======== DATA EXCERPT ========

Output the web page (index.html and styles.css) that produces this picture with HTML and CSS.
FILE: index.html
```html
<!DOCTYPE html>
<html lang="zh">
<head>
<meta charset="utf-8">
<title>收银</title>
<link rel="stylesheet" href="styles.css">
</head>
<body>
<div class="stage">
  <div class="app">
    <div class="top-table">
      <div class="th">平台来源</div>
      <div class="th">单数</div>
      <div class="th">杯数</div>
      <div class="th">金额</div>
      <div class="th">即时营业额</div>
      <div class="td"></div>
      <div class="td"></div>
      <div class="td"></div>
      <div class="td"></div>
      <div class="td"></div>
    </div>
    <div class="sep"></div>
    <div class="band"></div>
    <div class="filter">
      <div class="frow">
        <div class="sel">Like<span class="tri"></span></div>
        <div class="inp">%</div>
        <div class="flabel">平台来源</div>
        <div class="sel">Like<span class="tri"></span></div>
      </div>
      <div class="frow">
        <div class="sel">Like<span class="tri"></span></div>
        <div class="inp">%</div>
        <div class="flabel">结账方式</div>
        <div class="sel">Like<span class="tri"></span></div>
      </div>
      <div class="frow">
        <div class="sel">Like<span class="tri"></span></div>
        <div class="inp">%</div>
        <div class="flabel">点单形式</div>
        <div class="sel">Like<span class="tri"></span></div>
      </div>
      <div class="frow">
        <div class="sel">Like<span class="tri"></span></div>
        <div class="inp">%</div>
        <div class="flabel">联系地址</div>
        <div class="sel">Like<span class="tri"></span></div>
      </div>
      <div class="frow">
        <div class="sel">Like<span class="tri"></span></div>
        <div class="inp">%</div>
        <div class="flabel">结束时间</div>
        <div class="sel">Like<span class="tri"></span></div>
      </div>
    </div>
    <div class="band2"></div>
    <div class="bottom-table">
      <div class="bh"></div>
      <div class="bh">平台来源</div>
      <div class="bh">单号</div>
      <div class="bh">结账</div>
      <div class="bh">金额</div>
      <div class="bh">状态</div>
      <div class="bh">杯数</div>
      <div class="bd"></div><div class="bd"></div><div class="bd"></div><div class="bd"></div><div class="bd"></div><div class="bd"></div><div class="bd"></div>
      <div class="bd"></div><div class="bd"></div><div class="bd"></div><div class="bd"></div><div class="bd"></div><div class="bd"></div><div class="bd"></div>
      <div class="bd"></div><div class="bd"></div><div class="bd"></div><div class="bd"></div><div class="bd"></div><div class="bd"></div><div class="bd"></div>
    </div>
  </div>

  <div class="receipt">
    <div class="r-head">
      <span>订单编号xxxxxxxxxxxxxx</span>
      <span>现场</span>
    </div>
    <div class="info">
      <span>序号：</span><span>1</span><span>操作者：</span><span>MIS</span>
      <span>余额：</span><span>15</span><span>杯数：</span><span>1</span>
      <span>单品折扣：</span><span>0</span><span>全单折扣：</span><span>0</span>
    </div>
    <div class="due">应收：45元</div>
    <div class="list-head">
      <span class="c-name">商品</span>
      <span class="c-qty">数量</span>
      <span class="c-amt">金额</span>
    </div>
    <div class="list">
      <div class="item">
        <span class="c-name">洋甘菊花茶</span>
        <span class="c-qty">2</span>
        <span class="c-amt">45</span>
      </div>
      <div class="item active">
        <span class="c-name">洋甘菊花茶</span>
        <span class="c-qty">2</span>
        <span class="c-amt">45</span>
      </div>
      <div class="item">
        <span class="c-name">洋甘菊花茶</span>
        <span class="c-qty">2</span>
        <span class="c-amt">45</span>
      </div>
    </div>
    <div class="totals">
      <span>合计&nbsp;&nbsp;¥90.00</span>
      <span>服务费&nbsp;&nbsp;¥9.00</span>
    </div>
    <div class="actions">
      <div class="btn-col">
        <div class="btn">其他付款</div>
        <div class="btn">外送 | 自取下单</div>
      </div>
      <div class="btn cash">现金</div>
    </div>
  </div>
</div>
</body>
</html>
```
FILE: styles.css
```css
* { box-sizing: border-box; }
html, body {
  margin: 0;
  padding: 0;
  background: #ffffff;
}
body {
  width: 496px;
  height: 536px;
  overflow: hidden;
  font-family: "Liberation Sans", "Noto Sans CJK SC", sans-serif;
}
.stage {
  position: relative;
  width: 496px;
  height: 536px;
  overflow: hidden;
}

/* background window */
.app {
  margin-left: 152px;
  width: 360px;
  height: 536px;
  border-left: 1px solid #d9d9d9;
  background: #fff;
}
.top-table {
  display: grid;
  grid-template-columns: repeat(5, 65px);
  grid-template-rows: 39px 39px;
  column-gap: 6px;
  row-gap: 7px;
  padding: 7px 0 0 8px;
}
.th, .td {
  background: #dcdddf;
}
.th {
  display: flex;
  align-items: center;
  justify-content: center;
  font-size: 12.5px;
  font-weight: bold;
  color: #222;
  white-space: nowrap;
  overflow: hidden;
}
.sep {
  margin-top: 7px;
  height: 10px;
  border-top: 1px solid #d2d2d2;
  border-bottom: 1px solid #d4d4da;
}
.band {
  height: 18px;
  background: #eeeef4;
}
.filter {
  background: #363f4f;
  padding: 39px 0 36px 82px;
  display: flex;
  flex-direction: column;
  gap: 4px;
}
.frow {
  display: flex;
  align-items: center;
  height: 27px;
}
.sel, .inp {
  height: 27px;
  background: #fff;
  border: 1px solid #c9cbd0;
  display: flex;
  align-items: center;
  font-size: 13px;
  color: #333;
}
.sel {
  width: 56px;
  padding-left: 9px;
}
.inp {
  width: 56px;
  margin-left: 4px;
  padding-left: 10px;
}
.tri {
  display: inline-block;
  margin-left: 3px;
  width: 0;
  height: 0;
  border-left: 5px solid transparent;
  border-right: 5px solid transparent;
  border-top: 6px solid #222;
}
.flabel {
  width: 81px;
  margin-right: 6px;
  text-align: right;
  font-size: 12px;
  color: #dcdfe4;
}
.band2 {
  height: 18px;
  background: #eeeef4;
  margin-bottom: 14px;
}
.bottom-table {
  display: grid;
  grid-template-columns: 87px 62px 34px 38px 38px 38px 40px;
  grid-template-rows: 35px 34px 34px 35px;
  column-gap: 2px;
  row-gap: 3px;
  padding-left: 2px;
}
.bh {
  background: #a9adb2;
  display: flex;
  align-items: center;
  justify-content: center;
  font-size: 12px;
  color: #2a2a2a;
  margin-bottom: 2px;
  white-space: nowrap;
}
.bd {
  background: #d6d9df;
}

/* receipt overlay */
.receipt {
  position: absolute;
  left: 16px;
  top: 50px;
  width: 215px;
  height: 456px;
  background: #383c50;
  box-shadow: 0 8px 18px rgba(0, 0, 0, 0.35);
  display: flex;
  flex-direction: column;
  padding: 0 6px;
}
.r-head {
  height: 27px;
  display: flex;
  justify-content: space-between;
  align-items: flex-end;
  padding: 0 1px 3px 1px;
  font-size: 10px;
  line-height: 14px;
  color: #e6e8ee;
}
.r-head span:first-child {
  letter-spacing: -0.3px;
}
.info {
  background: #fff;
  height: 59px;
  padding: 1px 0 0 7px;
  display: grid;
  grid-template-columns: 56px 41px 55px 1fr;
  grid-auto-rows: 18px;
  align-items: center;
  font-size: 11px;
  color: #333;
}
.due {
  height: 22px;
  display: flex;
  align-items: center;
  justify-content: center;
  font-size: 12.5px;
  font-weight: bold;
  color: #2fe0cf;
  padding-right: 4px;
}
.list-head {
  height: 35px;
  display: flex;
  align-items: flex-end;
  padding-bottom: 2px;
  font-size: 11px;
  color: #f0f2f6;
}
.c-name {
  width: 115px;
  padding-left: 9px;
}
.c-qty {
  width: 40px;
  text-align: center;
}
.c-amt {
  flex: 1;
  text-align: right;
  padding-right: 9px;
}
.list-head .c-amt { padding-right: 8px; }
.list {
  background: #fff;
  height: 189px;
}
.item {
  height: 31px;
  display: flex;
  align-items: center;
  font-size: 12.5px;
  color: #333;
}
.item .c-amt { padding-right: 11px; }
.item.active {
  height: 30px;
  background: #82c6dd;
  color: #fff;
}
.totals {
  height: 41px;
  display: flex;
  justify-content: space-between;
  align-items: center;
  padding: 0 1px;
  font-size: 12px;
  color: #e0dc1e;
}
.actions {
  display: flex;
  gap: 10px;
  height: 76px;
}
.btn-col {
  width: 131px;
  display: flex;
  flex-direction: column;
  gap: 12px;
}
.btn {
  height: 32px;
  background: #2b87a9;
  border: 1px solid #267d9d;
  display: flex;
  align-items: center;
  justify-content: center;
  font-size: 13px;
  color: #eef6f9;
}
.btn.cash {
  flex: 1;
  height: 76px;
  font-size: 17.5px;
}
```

========

WHAT YOU SHOULD DO
Copy every line of the listing where the word "styles" appears.

FULL OUTPUT
Output the web page (index.html and styles.css) that produces this picture with HTML and CSS.
<link rel="stylesheet" href="styles.css">
FILE: styles.css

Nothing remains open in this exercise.